At first, Sam also does not believe that Dean is back and tries to attack him. After confirming that Dean is really back, the brothers hug and reunite. However, Sam swears that he did not bring Dean back from Hell and states that he is upset because he "was unable to save Dean".

In order to find out who saved Dean from Hell, Bobby takes Dean and Sam to a psychic friend, Pamela Barnes (Traci Dinwiddie). Barnes senses someone named Castiel, the being who rescued Dean and she tries to reveal his true identity. Castiel warns Pamela that she should stop, but Pamela refuses and keeps trying. She then screams and falls down, and her eyes are burned out.

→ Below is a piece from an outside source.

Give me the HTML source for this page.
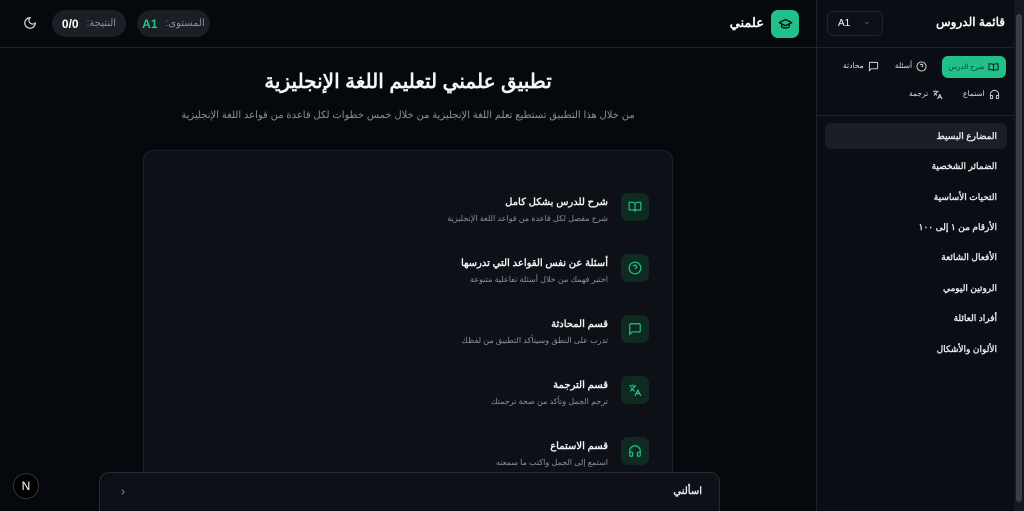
<!DOCTYPE html>
<html><head><meta charset="utf-8"><style>
*{box-sizing:border-box;margin:0;padding:0}
html,body{width:1024px;height:511px;overflow:hidden}
body{background:#05080d;font-family:"Liberation Sans","Noto Sans CJK SC",sans-serif;color:#e6e8eb;position:relative}
.abs{position:absolute}
.rtl{direction:rtl}
svg{display:block}
.pill{position:absolute;top:10px;height:27px;border-radius:14px;background:#1a1e25;display:flex;align-items:center;justify-content:center;gap:8px;font-size:10px;color:#8a9099;direction:rtl}
.item{position:absolute;left:0;width:530px;height:40px}
.item .ic{position:absolute;left:477px;top:0;width:28px;height:28px;border-radius:7px;background:#0f2a20;display:flex;align-items:center;justify-content:center}
.item .t{position:absolute;right:66px;top:4px;font-size:10px;font-weight:bold;color:#f1f3f5;direction:rtl;white-space:nowrap}
.item .d{position:absolute;right:66px;top:21px;font-size:8px;color:#8a9099;direction:rtl;white-space:nowrap}
.side{position:absolute;left:816px;top:0;width:198px;height:511px;background:#0a0e14;border-left:1px solid #1f242c}
.li{position:absolute;left:8px;width:182px;height:26px;border-radius:7px;font-size:9px;font-weight:bold;color:#e6e8eb;direction:rtl;padding-right:10px;line-height:26px}
</style></head><body>
<div class="abs" style="left:0;top:47px;width:816px;height:1px;background:#1f242c"></div>
<div class="abs" style="left:23px;top:16px"><svg width="14" height="14" viewBox="0 0 24 24" fill="none" stroke="#ddd" stroke-width="2" stroke-linecap="round"><path d="M12 3a6 6 0 0 0 9 9 9 9 0 1 1-9-9Z"/></svg></div>
<div class="pill" style="left:52px;width:74px"><span>النتيجة:</span><span style="color:#fff;font-weight:bold;font-size:12px">0/0</span></div>
<div class="pill" style="left:137px;width:73px"><span>المستوى:</span><span style="color:#22c58b;font-weight:bold;font-size:12px">A1</span></div>
<div class="abs" style="left:771px;top:10px;width:28px;height:28px;border-radius:7px;background:#20c08a;display:flex;align-items:center;justify-content:center"><svg width="15" height="15" viewBox="0 0 24 24" fill="none" stroke="#0b0f14" stroke-width="2.2" stroke-linejoin="round"><path d="M2 9l10-5 10 5-10 5z"/><path d="M6 11v5c3 2 9 2 12 0v-5"/></svg></div>
<div class="abs rtl" style="left:722px;top:15px;width:42px;font-size:13px;font-weight:bold;color:#fff">علمني</div>
<div class="abs rtl" style="left:0;top:69px;width:816px;text-align:center;font-size:20px;font-weight:bold;color:#f5f6f7">تطبيق علمني لتعليم اللغة الإنجليزية</div>
<div class="abs rtl" style="left:0;top:110px;width:816px;text-align:center;font-size:10px;color:#8a9099">من خلال هذا التطبيق تستطيع تعلم اللغة الإنجليزية من خلال خمس خطوات لكل قاعدة من قواعد اللغة الإنجليزية</div>
<div class="abs" style="left:143px;top:150px;width:530px;height:380px;border-radius:10px;background:#0d1117;border:1px solid #1b2028">
 <div class="item" style="top:42px"><div class="ic"><svg width="14" height="14" viewBox="0 0 24 24" fill="none" stroke="#22c58b" stroke-width="2"><path d="M2 4h6a4 4 0 0 1 4 4v12a3 3 0 0 0-3-3H2zM22 4h-6a4 4 0 0 0-4 4v12a3 3 0 0 1 3-3h7z"/></svg></div><div class="t">شرح للدرس بشكل كامل</div><div class="d">شرح مفصل لكل قاعدة من قواعد اللغة الإنجليزية</div></div>
 <div class="item" style="top:103px"><div class="ic"><svg width="14" height="14" viewBox="0 0 24 24" fill="none" stroke="#22c58b" stroke-width="2"><circle cx="12" cy="12" r="10"/><path d="M9.1 9a3 3 0 0 1 5.8 1c0 2-3 3-3 3M12 17h.01"/></svg></div><div class="t">أسئلة عن نفس القواعد التي تدرسها</div><div class="d">اختبر فهمك من خلال أسئلة تفاعلية متنوعة</div></div>
 <div class="item" style="top:164px"><div class="ic"><svg width="14" height="14" viewBox="0 0 24 24" fill="none" stroke="#22c58b" stroke-width="2"><path d="M21 15a2 2 0 0 1-2 2H7l-4 4V5a2 2 0 0 1 2-2h14a2 2 0 0 1 2 2z"/></svg></div><div class="t">قسم المحادثة</div><div class="d">تدرب على النطق وسيتأكد التطبيق من لفظك</div></div>
 <div class="item" style="top:225px"><div class="ic"><svg width="14" height="14" viewBox="0 0 24 24" fill="none" stroke="#22c58b" stroke-width="2"><path d="M5 8l6 6M4 14l6-6 2-3M2 5h12M7 2h1M22 22l-5-10-5 10M14 18h6"/></svg></div><div class="t">قسم الترجمة</div><div class="d">ترجم الجمل وتأكد من صحة ترجمتك</div></div>
 <div class="item" style="top:286px"><div class="ic"><svg width="14" height="14" viewBox="0 0 24 24" fill="none" stroke="#22c58b" stroke-width="2"><path d="M3 14h3a2 2 0 0 1 2 2v3a2 2 0 0 1-2 2H5a2 2 0 0 1-2-2v-7a9 9 0 0 1 18 0v7a2 2 0 0 1-2 2h-1a2 2 0 0 1-2-2v-3a2 2 0 0 1 2-2h3"/></svg></div><div class="t">قسم الاستماع</div><div class="d">استمع إلى الجمل واكتب ما سمعته</div></div>
</div>
<div class="abs" style="left:99px;top:472px;width:621px;height:50px;border-radius:10px;background:#0d1117;border:1px solid #262b33"></div>
<div class="abs" style="left:118px;top:486px"><svg width="10" height="12" viewBox="0 0 24 24" fill="none" stroke="#999" stroke-width="2"><path d="M9 6l6 6-6 6"/></svg></div>
<div class="abs rtl" style="left:660px;top:486px;width:42px;font-size:10px;color:#e6e8eb;font-weight:bold">اسألني</div>
<div class="abs" style="left:13px;top:473px;width:26px;height:26px;border-radius:50%;background:#000;border:1px solid #333;color:#fff;font-size:12px;text-align:center;line-height:24px">N</div>
<div class="side">
 <div class="abs" style="left:10px;top:11px;width:56px;height:25px;border-radius:6px;border:1px solid #1f242c;background:#0d1117;font-size:10px;color:#fff;padding:6px 0 0 10px">A1<span style="position:absolute;left:35px;top:4px;color:#666;font-size:9px">⌄</span></div>
 <div class="abs rtl" style="left:110px;top:15px;width:78px;font-size:12px;font-weight:bold;color:#fff">قائمة الدروس</div>
 <div class="abs" style="left:0;top:47px;width:198px;height:1px;background:#1f242c"></div>
 <div class="abs" style="left:125px;top:56px;width:64px;height:22px;border-radius:6px;background:#20c08a;display:flex;align-items:center;justify-content:center;gap:4px;direction:rtl;font-size:7px"><svg width="11" height="11" viewBox="0 0 24 24" fill="none" stroke="#08261b" stroke-width="2.2"><path d="M2 4h6a4 4 0 0 1 4 4v12a3 3 0 0 0-3-3H2zM22 4h-6a4 4 0 0 0-4 4v12a3 3 0 0 1 3-3h7z"/></svg><span style="color:#0a3d2a">شرح الدرس</span></div>
 <div class="abs rtl" style="left:78px;top:61px;display:flex;gap:4px;font-size:7.5px;color:#ddd"><svg width="11" height="11" viewBox="0 0 24 24" fill="none" stroke="#ddd" stroke-width="2"><circle cx="12" cy="12" r="10"/><path d="M9.1 9a3 3 0 0 1 5.8 1c0 2-3 3-3 3M12 17h.01"/></svg>أسئلة</div>
 <div class="abs rtl" style="left:26px;top:61px;display:flex;gap:4px;font-size:7.5px;color:#ddd"><svg width="11" height="11" viewBox="0 0 24 24" fill="none" stroke="#ddd" stroke-width="2"><path d="M21 15a2 2 0 0 1-2 2H7l-4 4V5a2 2 0 0 1 2-2h14a2 2 0 0 1 2 2z"/></svg>محادثة</div>
 <div class="abs rtl" style="left:146px;top:89px;display:flex;gap:4px;font-size:7.5px;color:#ddd"><svg width="11" height="11" viewBox="0 0 24 24" fill="none" stroke="#ddd" stroke-width="2"><path d="M3 14h3a2 2 0 0 1 2 2v3a2 2 0 0 1-2 2H5a2 2 0 0 1-2-2v-7a9 9 0 0 1 18 0v7a2 2 0 0 1-2 2h-1a2 2 0 0 1-2-2v-3a2 2 0 0 1 2-2h3"/></svg>استماع</div>
 <div class="abs rtl" style="left:92px;top:89px;display:flex;gap:4px;font-size:7.5px;color:#ddd"><svg width="11" height="11" viewBox="0 0 24 24" fill="none" stroke="#ddd" stroke-width="2"><path d="M5 8l6 6M4 14l6-6 2-3M2 5h12M7 2h1M22 22l-5-10-5 10M14 18h6"/></svg>ترجمة</div>
 <div class="abs" style="left:0;top:115px;width:198px;height:1px;background:#1f242c"></div>
 <div class="li" style="top:123px;background:#1a1e25">المضارع البسيط</div>
 <div class="li" style="top:153px">الضمائر الشخصية</div>
 <div class="li" style="top:184px">التحيات الأساسية</div>
 <div class="li" style="top:214px">الأرقام من ١ إلى ١٠٠</div>
 <div class="li" style="top:244px">الأفعال الشائعة</div>
 <div class="li" style="top:275px">الروتين اليومي</div>
 <div class="li" style="top:305px">أفراد العائلة</div>
 <div class="li" style="top:336px">الألوان والأشكال</div>
</div>
<div class="abs" style="left:1014px;top:0;width:10px;height:511px;background:#141920"></div>
<div class="abs" style="left:1016px;top:14px;width:6px;height:488px;background:#3a3f47;border-radius:3px"></div>
</body></html>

Later, when Sam and Dean are at a diner, the waitress and two other men reveal themselves as demons that Sam was looking for. They do not harm the brothers, but they seem to know nothing about Dean coming back from Hell. Dean deduces that only something more powerful than a demon, also capable of destroying them, could pull him out of Hell and the demons were too afraid to attack Dean in case they encounter the unknown creature's wrath. The Winchesters decide to leave without killing the demons. However, later that night, Sam comes back to the diner by himself and finds a body with eyes burned out. The waitress - also with eyes burned out - attacks him, but he uses his mind to exorcise the demon inside her, but not before the demon warns him that what caused the devastation is "the end." Then Ruby (Genevieve Cortese) comes into the diner and reveals the fact that she and Sam are trying to improve Sam's power.

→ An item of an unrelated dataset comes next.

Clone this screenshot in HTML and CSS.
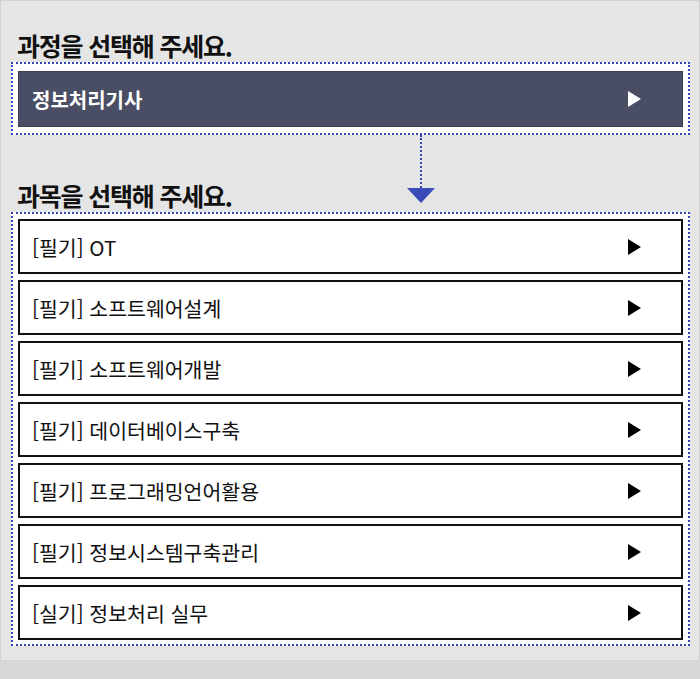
FILE: index.html
```html
<!DOCTYPE html>
<html lang="ko">
<head>
  <meta charset="UTF-8">
  <title>과정 선택</title>
  <link rel="stylesheet" href="styles.css">
</head>
<body>
<div class="panel">
  <h2 class="title">과정을 선택해 주세요.</h2>
  <div class="group">
    <div class="course">정보처리기사</div>
  </div>

  <!-- 과정 -> 과목 연결 -->
  <div class="step">
    <h2 class="title">과목을 선택해 주세요.</h2>
    <div class="arrow"><span class="line"></span><span class="head"></span></div>
  </div>

  <div class="group list">
    <div class="item">[필기] OT</div>
    <div class="item">[필기] 소프트웨어설계</div>
    <div class="item">[필기] 소프트웨어개발</div>
    <div class="item">[필기] 데이터베이스구축</div>
    <div class="item">[필기] 프로그래밍언어활용</div>
    <div class="item">[필기] 정보시스템구축관리</div>
    <div class="item">[실기] 정보처리 실무</div>
  </div>
</div>
</body>
</html>
```

FILE: styles.css
```css
*{
    margin: 0;
    padding: 0;
    box-sizing: border-box;
}
body{
    background: #d8d8d8;
    font-family: "Noto Sans CJK KR", "Noto Sans", sans-serif;
    color: #111;
}
.panel{
    width: 700px;
    background: #e5e5e5;
    border: 1px solid #d2d2d2;
    padding: 28px 9px 14px 10px;
}
.title{
    font-size: 25px;
    line-height: 32px;
    font-weight: bold;
    letter-spacing: -1.2px;
    margin: 0 0 1px 6px;
    color: #111;
}
.group{
    border: 2px dotted #3446b6;
    background: #fff;
    padding: 7px 5px 6px 5px;
}
.course{
    height: 56px;
    background: #4a4e64;
    border: 1px solid #3c3f52;
    color: #fff;
    font-size: 20px;
    font-weight: bold;
    padding: 0 41px 0 13px;
    display: flex;
    align-items: center;
    justify-content: space-between;
}
.course::after,
.item::after{
    content: "";
    border-left: 13px solid #fff;
    border-top: 8px solid transparent;
    border-bottom: 8px solid transparent;
}
.step{
    display: grid;
    grid-template-columns: 395px 29px;
    height: 77px;
}
.step .title{
    align-self: end;
}
.arrow{
    display: flex;
    flex-direction: column;
    align-items: center;
    padding-bottom: 9px;
}
.arrow .line{
    flex: 1;
    border-left: 2px dotted #3446b6;
}
.arrow .head{
    border-top: 15px solid #3a4cb8;
    border-left: 14.5px solid transparent;
    border-right: 14.5px solid transparent;
}
.list{
    display: flex;
    flex-direction: column;
    gap: 6px;
    padding: 5px 5px 4px 5px;
}
.item{
    height: 55px;
    border: 2px solid #111;
    background: #fff;
    font-size: 20.5px;
    padding: 0 40px 0 12px;
    display: flex;
    align-items: center;
    justify-content: space-between;
}
.item::after{
    border-left-color: #000;
}
```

Bobby and Dean decide to perform a summoning ritual in a secluded warehouse to find out who saved Dean from Hell, lying about it to Sam. A mysterious man (Misha Collins) appears, walks through all of the traps the two men set up, and is unaffected by their weapons. Identifying himself as Castiel, he knocks Bobby unconscious to talk to Dean alone. Castiel reveals himself to be an Angel of the Lord to a disbelieving Dean, but proves it by showing Dean the shadows of his wings. Castiel explains to the shocked Dean that the noise in the gas station was him trying to communicate with Dean and his true form and voice can be damaging to humans which is why Dean experienced pain and Pamela blindness. Now Castiel has taken on a vessel, a devout man who agreed to possession to communicate with Dean. As Dean remains skeptical of why an angel would rescue him from Hell, Castiel realizes that Dean believes he doesn't deserve to be saved and explains he rescued him as God ordered it and Heaven has work for Dean to do.

Reception 
"Lazarus Rising" was watched by 3.96 million viewers when it originally aired on September 18, 2008, on The CW. These were higher than any episode of the second and third season and the highest rated show since the first season finale.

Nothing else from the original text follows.